Non
avevo mai letto nulla di Barnes, e quando ho preso questo libro ignoravo che fosse il suo titolo più famoso, anche se non penso che sia il più
amato. Lo dico perché dopo averlo divorato in una sera e averne
cantato le lodi, mi sono arrivati un po' di pareri contrastanti. C'è
chi in questo libro non ha visto nulla, non abbastanza, almeno. Io ci
ho trovato... non lo so. Un bel po' di cose, credo. Tanta angoscia,
sicuramente.
Dunque,
Il senso di una fine di
Julian Barnes, tradotto da Susanna Basso e edito da
Einaudi nel 2012. Preso in
biblioteca, e scelto perché... beh, era l'unico di Barnes, e volevo
leggere Barnes. Era anche l'ora, no?
È
un libro breve, e la storia è di un'apparente semplicità che
impedisce di trattarne a lungo. C'è il protagonista, Tony, che dal
presente della sua mezza età inizia a ricordare e a raccontare di
alcuni stralci della sua vita, che inizialmente non è chiaro dove
vogliano andare a parare. Che ci sia un'asse preciso attorno al quale
ruotano si capisce dopo un po'. Inizia dalla sua adolescenza a scuola
insieme a un gruppetto di amici di cui fa parte Adrian, un ragazzo
abbastanza intelligente da sfiorare il genio. Le lezioni di storia,
le chiacchierate tra amici, i loro passatempi. E poi giunge
l'università, la sua relazione con Veronica. E poi una tragedia che
piomba tra le pagine così inaspettata da sbalordirmi, e lasciarmi
più dolorante di quanto non sarei stata, se avessi saputo qualcosa
sulla trama di Il senso di una fine.
Eppure
il centro del romanzo non è neanche la tragedia. Non è neanche la
storia in sé. Non è in Tony, né nel mondo che lo circonda, né nei
suoi ricordi. Forse non è neanche, come pensavo, nell'angoscia che
sa dare una perdita inutile e inevitabile, la sensazione che
allungando la mano, o con la forza di una parola appena, avresti
potuto cambiare qualcosa, rimettere a posto le cose lì dove il tempo
si è spezzato. Certamente l'angoscia è parte del romanzo, e mi ha
colpito così profondamente che arrivata a un certo punto non ero
certa di riuscire a continuare. Ci sono “e se” che fanno più
male di un punto esclamativo su mare di croci.
Ma
dicevo, non credo più, come pensavo a pochi giorni dalla lettura,
che il fulcro del romanzo sia l'angoscia del dubbio.
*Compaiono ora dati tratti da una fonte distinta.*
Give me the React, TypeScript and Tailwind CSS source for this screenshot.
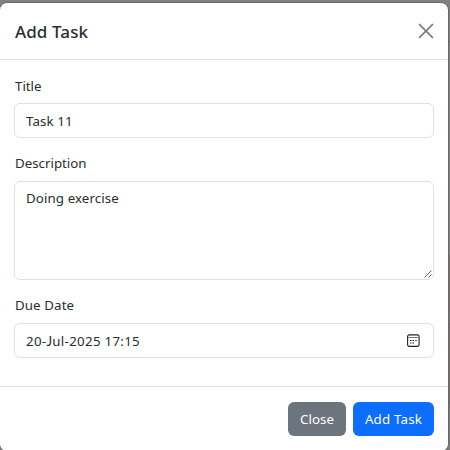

Credo che sia la
parzialità con cui ricordiamo, il modo con cui ricostruiamo la
nostra vita adattandola al nostro punto di vista, facendo in modo da
risultare, ai nostri stessi occhi, gli eroi di ogni
vicenda. La vita di Tony rispetto all'idea che Tony si è fatto della
propria vita.
E
dunque... beh, io questo libro l'ho adorato, per tutto quello che è
e contiene. E lo consiglio un sacco.